4- “Büyük ve boş hayaller” peşinde koşmayın: Daha yolun başındayken 20-30 kilo vereceğim gibi büyük hedeflere odaklanmayın. Küçük ama emin adımlarla ilerlemek her zaman daha sürdürülebilir ve kalıcı sonuç anlamına geliyor.
5- “Süreci stres haline getirme” eğiliminden uzak durun: En tehlikeli kilo sabotajcılarından biri de strestir. Kilo verme sürecini stresli bir maceraya dönüştürmeyin. Stres arttıkça kortizol salgısı da artar. Fazla kortizol kilo vermeye en büyük engeldir.

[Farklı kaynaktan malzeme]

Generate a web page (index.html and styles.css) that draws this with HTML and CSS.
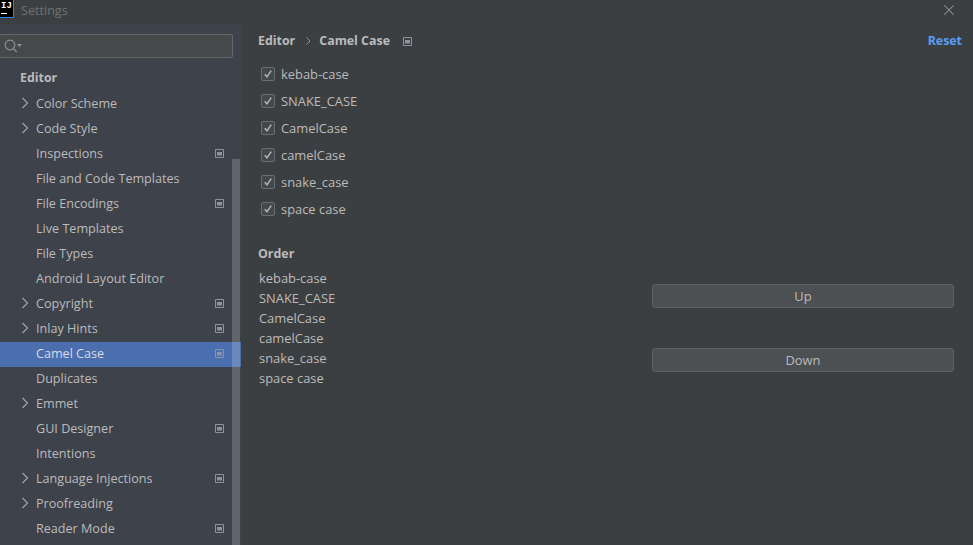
FILE: index.html
```html
<!DOCTYPE html>
<html lang="en">
<head>
<meta charset="utf-8">
<title>Settings</title>
<link rel="stylesheet" href="styles.css">
</head>
<body>
<svg class="defs" width="0" height="0" aria-hidden="true">
  <symbol id="gear" viewBox="0 0 9 9"><path d="M.5.5h8v8h-8z" fill="none" stroke="#8c959e"/><path d="M2 3h5v3.500H2z" fill="#8c959e"/></symbol>
  <symbol id="chev" viewBox="0 0 8 12"><path d="M1.500 1l5 5-5 5" fill="none" stroke="#a0a4a8" stroke-width="1.200"/></symbol>
  <symbol id="check" viewBox="0 0 14 14"><path d="M3.200 7.300l2.600 3L10.800 3" fill="none" stroke="#b5b8ba" stroke-width="1.700"/></symbol>
</svg>
<header class="titlebar">
  <div class="logo"><span class="logo-text">IJ</span><span class="logo-bar"></span></div>
  <span class="title">Settings</span>
  <svg class="close" width="10" height="10" viewBox="0 0 10 10"><path d="M.3.300l9.400 9.400M9.700.300L.3 9.700" stroke="#85888a" stroke-width="1.100"/></svg>
</header>
<div class="body">
  <aside class="sidebar">
    <div class="search">
      <svg width="22" height="16" viewBox="0 0 22 16"><circle cx="8" cy="7" r="4.800" fill="none" stroke="#8b9094" stroke-width="1.200"/><path d="M11.400 10.500l3.300 3.500" stroke="#8b9094" stroke-width="1.300"/><path d="M15 6h5l-2.500 3z" fill="#8b9094"/></svg>
    </div>
    <div class="section">Editor</div>
    <nav class="tree">
      <div class="row"><svg class="chev"><use href="#chev"/></svg><span>Color Scheme</span></div>
      <div class="row"><svg class="chev"><use href="#chev"/></svg><span>Code Style</span></div>
      <div class="row"><span>Inspections</span><svg class="gear"><use href="#gear"/></svg></div>
      <div class="row"><span>File and Code Templates</span></div>
      <div class="row"><span>File Encodings</span><svg class="gear"><use href="#gear"/></svg></div>
      <div class="row"><span>Live Templates</span></div>
      <div class="row"><span>File Types</span></div>
      <div class="row"><span>Android Layout Editor</span></div>
      <div class="row"><svg class="chev"><use href="#chev"/></svg><span>Copyright</span><svg class="gear"><use href="#gear"/></svg></div>
      <div class="row"><svg class="chev"><use href="#chev"/></svg><span>Inlay Hints</span><svg class="gear"><use href="#gear"/></svg></div>
      <div class="row selected"><span>Camel Case</span><svg class="gear"><use href="#gear"/></svg></div>
      <div class="row"><span>Duplicates</span></div>
      <div class="row"><svg class="chev"><use href="#chev"/></svg><span>Emmet</span></div>
      <div class="row"><span>GUI Designer</span><svg class="gear"><use href="#gear"/></svg></div>
      <div class="row"><span>Intentions</span></div>
      <div class="row"><svg class="chev"><use href="#chev"/></svg><span>Language Injections</span><svg class="gear"><use href="#gear"/></svg></div>
      <div class="row"><svg class="chev"><use href="#chev"/></svg><span>Proofreading</span></div>
      <div class="row"><span>Reader Mode</span><svg class="gear"><use href="#gear"/></svg></div>
    </nav>
    <div class="scrollbar"></div>
  </aside>
  <main class="content">
    <div class="crumbs">
      <b>Editor</b>
      <svg class="crumb-sep" width="5" height="8" viewBox="0 0 5 8"><path d="M.5.5L4 4 .5 7.500" fill="none" stroke="#8f9294"/></svg>
      <b>Camel Case</b>
      <svg class="crumb-gear"><use href="#gear"/></svg>
      <a class="reset">Reset</a>
    </div>
    <div class="checks">
      <div class="check"><span class="box"><svg width="14" height="14"><use href="#check"/></svg></span>kebab-case</div>
      <div class="check"><span class="box"><svg width="14" height="14"><use href="#check"/></svg></span>SNAKE_CASE</div>
      <div class="check"><span class="box"><svg width="14" height="14"><use href="#check"/></svg></span>CamelCase</div>
      <div class="check"><span class="box"><svg width="14" height="14"><use href="#check"/></svg></span>camelCase</div>
      <div class="check"><span class="box"><svg width="14" height="14"><use href="#check"/></svg></span>snake_case</div>
      <div class="check"><span class="box"><svg width="14" height="14"><use href="#check"/></svg></span>space case</div>
    </div>
    <h2 class="order-title">Order</h2>
    <div class="order">
      <ul class="order-list">
        <li>kebab-case</li>
        <li>SNAKE_CASE</li>
        <li>CamelCase</li>
        <li>camelCase</li>
        <li>snake_case</li>
        <li>space case</li>
      </ul>
      <div class="order-buttons">
        <button class="btn">Up</button>
        <button class="btn">Down</button>
      </div>
    </div>
  </main>
</div>
</body>
</html>
```
FILE: styles.css
```css
* { box-sizing: border-box; }
html, body { margin: 0; height: 100%; }
body {
  width: 973px; height: 545px; overflow: hidden;
  background: #3c3f41; color: #bbbbbb;
  font: 12.9px/20px "Open Sans", "Noto Sans", sans-serif;
  display: flex; flex-direction: column;
}
.defs { position: absolute; }
.titlebar { height: 24px; flex: none; display: flex; align-items: flex-start; }
.logo {
  width: 14px; height: 18px; background: #000; border: 1px solid #2f7fe0; border-left: 0; border-top: 0;
  display: flex; flex-direction: column; align-items: flex-start; padding-left: 1px; flex: none;
}
.logo-text { font: bold 9px/10px "Liberation Mono", monospace; color: #fff; margin-top: 1px; }
.logo-bar { width: 6px; height: 1px; background: #fff; margin-top: 2px; }
.title { margin-left: 7px; color: #6e7173; font-size: 12.6px; line-height: 22px; }
.close { margin-left: auto; margin-right: 19px; margin-top: 5px; }
.body { flex: 1; display: flex; min-height: 0; }
.sidebar { width: 241px; flex: none; background: #3e424b; position: relative; overflow: hidden; padding-top: 10px; font-size: 12.6px; }
.search {
  width: 234px; height: 24px; margin-left: -1px; background: #45494a;
  border: 1px solid #646769; border-radius: 2px; display: flex; align-items: center; padding-left: 2px;
}
.section { font-weight: 700; height: 34px; padding: 10px 0 0 20px; font-size: 12.4px; }
.tree { display: flex; flex-direction: column; }
.row { height: 25px; flex: none; display: flex; align-items: center; padding: 0 17px 2px 36px; position: relative; white-space: nowrap; }
.row.selected { background: #4b6eaf; color: #d8dde6; }
.chev { position: absolute; left: 21px; top: 5px; width: 8px; height: 12px; }
.gear { width: 9px; height: 9px; margin-left: auto; }
.scrollbar { position: absolute; left: 232px; top: 135px; bottom: 0; width: 8px; background: rgba(255,255,255,.18); }
.content { flex: 1; min-width: 0; padding: 6px 19px 0 17px; }
.crumbs { display: flex; align-items: center; height: 22px; margin-right: -8px; font-size: 12.4px; }
.crumbs b { font-weight: 700; }
.crumb-sep { margin: 0 8px 0 11px; }
.crumb-gear { width: 9px; height: 9px; margin-left: 13px; }
.reset { margin-left: auto; font-weight: 700; color: #589df6; }
.checks { margin-top: 8px; display: flex; flex-direction: column; }
.check { height: 27px; display: flex; align-items: center; padding-left: 3px; }
.box {
  width: 14px; height: 14px; margin-right: 6px; background: #43494a;
  border: 1px solid #6b6e70; border-radius: 2px; display: flex; align-items: center; justify-content: center;
}
.order-title { margin: 22px 0 0; font-size: 12.4px; line-height: 20px; font-weight: 700; }
.order { display: flex; justify-content: space-between; margin-top: 4px; }
.order-list { list-style: none; margin: 0; padding: 0 0 0 1px; }
.order-list li { height: 20px; }
.order-buttons { width: 302px; display: flex; flex-direction: column; gap: 40px; padding-top: 16px; }
.btn {
  height: 24px; padding: 0; background: #4c5052; color: #bbbbbb; font: inherit;
  border: 1px solid #5e6163; border-radius: 3px;
}
```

Kolonoskopi her şeyi görmüyor
Kalın bağırsak kanseri ile mücadelede kolonoskopi altın bir standarttır.
Yaşı 50’yi geçen herkesin ortalama 5 ila 7 yılda bir incelemeden geçmesinde fayda var. Çünkü kalın bağırsakta oluşan tümörler çoğu zaman 5-7 yıllık bir periyottan sonra oluşuyor. Kolonoskopi hem bu tümörleri yakalıyor hem de tümöre yol açabilecek polipleri yakalayıp onları temizlemeyi sağlıyor. Ancak kolonoskopi bağırsağın içindeki biyolojiyi yani mikrobiyota yapılanmasını göremez.
Bağırsakta trilyonlarca dost bakteri bizimle birlikte yaşıyor. O bakterilerin arasındaki ekolojik denge bozukluğu yani disbiyozis dediğimiz problemini ne yazık ki kolonoskopi ile asla göremiyoruz.
Fast food gıdalar kısırlık yapabiliyor
Fast food gıdaların içeriğinde çok fazla koruyucu madde, kötü (trans) yağ, nişasta bazlı fruktoz var.
Son yapılan incelemelerde elde edilen olumsuz bulgulardan biri de, bu bileşenlerin pek çok olumsuz etkilerinin yanında kısırlığa da neden olduğudur.
Özellikle doğurganlık çağındaki hanımların ve genç erkeklerin bu bilgiyi bir kenara not etmesinde fayda var. Hızla büyüyen kısırlık sorununun bir nedeni de hızla büyüyen fast food pazarı olabilir.